Bernard, who is also a popular country-western singer, believes that “Wings” finally got a bit of recognition when it was chosen to anchor the Tuesday lineup beginning in the fall of 1994.
“It was NBC’s worst night, and when people started watching Tuesday night, the network said, ‘Well, “Wings” is a good show.’ We felt like a stepchild. I think even the network didn’t really know how solid we were or appreciate us.”
Casey says the NBC ratings improved when the USA cable network began showing repeats in September 1993.
“More people were exposed to it,” he says. “I must have bumped into three different episodes [on USA] when I was channel surfing yesterday. There was one year we counted five different shows that made jokes about how often ‘Wings’ was on the air. Obviously, other people were noticing.”
Daly says “Wings” wasn’t taken seriously because it was an “old-fashioned” show. “It was beautifully made and very smartly written,” he says. “It was never sort of pushing the boundaries of the situation comedy like ‘Seinfeld.’ ”
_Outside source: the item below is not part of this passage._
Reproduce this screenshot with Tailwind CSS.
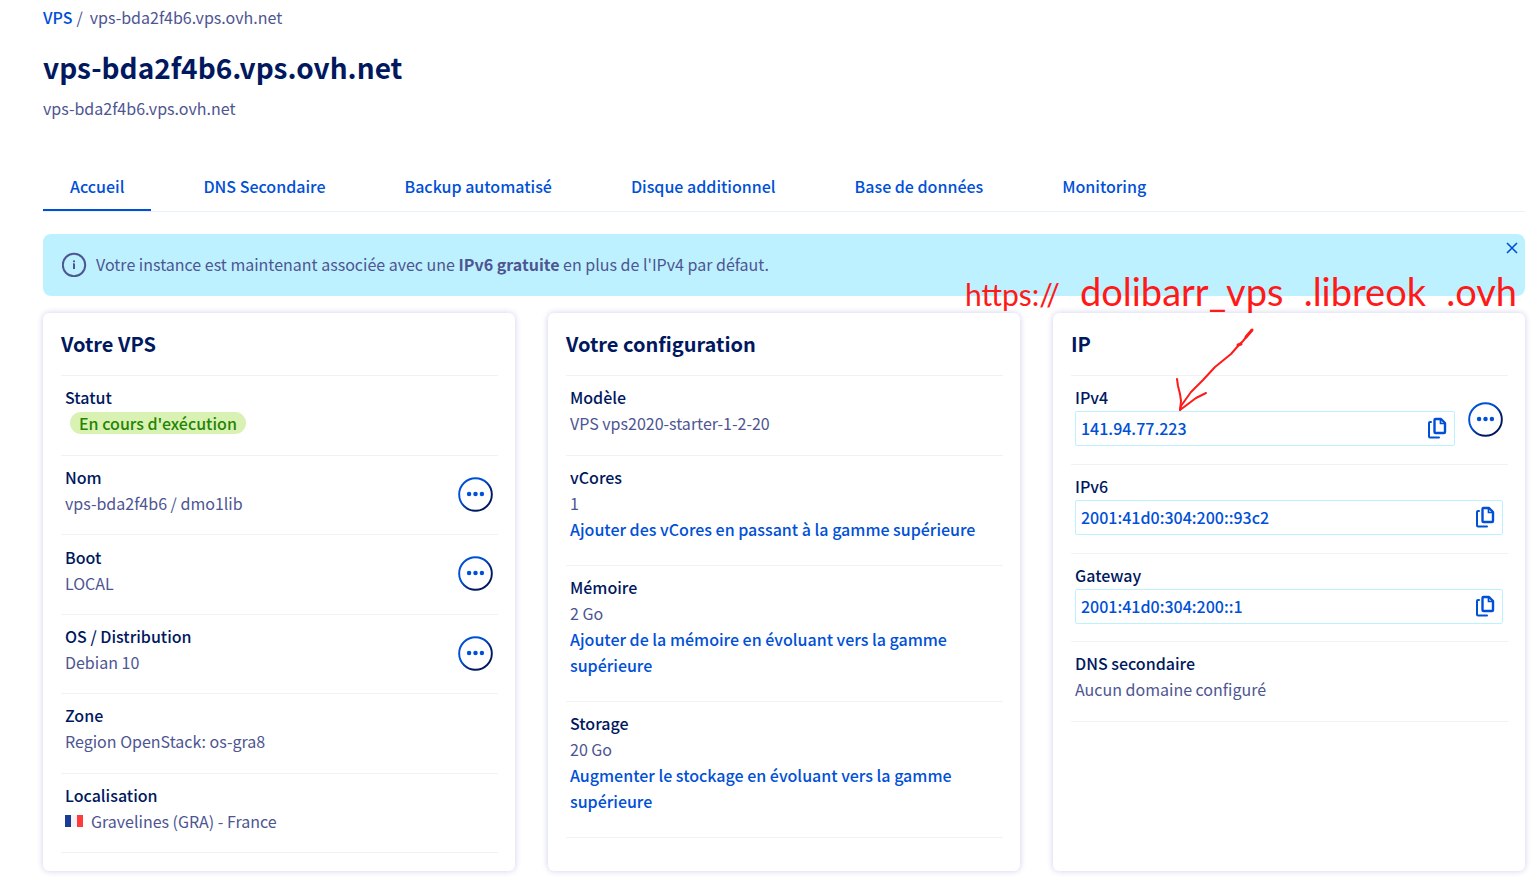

And it never made headlines. “I think a lot of times people in the media can only be excited by some kind of extracurricular media event--someone having an affair, someone coming out of the closet, someone fighting on the set,” Daly says. “I think we should have been appreciated more for the quality of the show than [for] being some sort of an event.”
Casey and the actors believe “Wings” is coming to an end at the right time. Last season, the series ranked No. 32 with an average of 15.7 million viewers. “Wings,” which moved to Wednesdays in September, has lost a third of its audience this season and currently ranks 93rd.
“I think that our feeling was that one more year would have been one more year too many,” Casey says. “The year before last, we felt there were some good shows left in it. This year it just felt like the right time. I think some of the cast was getting restless.”
Daly acknowledges he was ready to bail. “I actually went to our creators at the beginning of December. I said, ‘I can’t come back. I can’t do this anymore. Not because I am unhappy but because we sort of milked it for everything that was possible.’ ”
Casey says that “Wings” was a great learning experience for him and his partners, Lee and Angell, who previously had been writers and then executive producers and writers on “Cheers.”
“It was a big difference running someone else’s show and then creating your own show and running it,” he says. “We were fortunate that we did a good and successful job with ‘Wings.’ I think ‘Frasier’ wouldn’t have been as good a show as it is if that was our first effort.”
* The final original episode of “Wings” airs at 9 tonight on NBC (Channel 4). Repeats of “Wings” air weekdays at 5, 5:30, 11 and 11:30 p.m. on USA cable.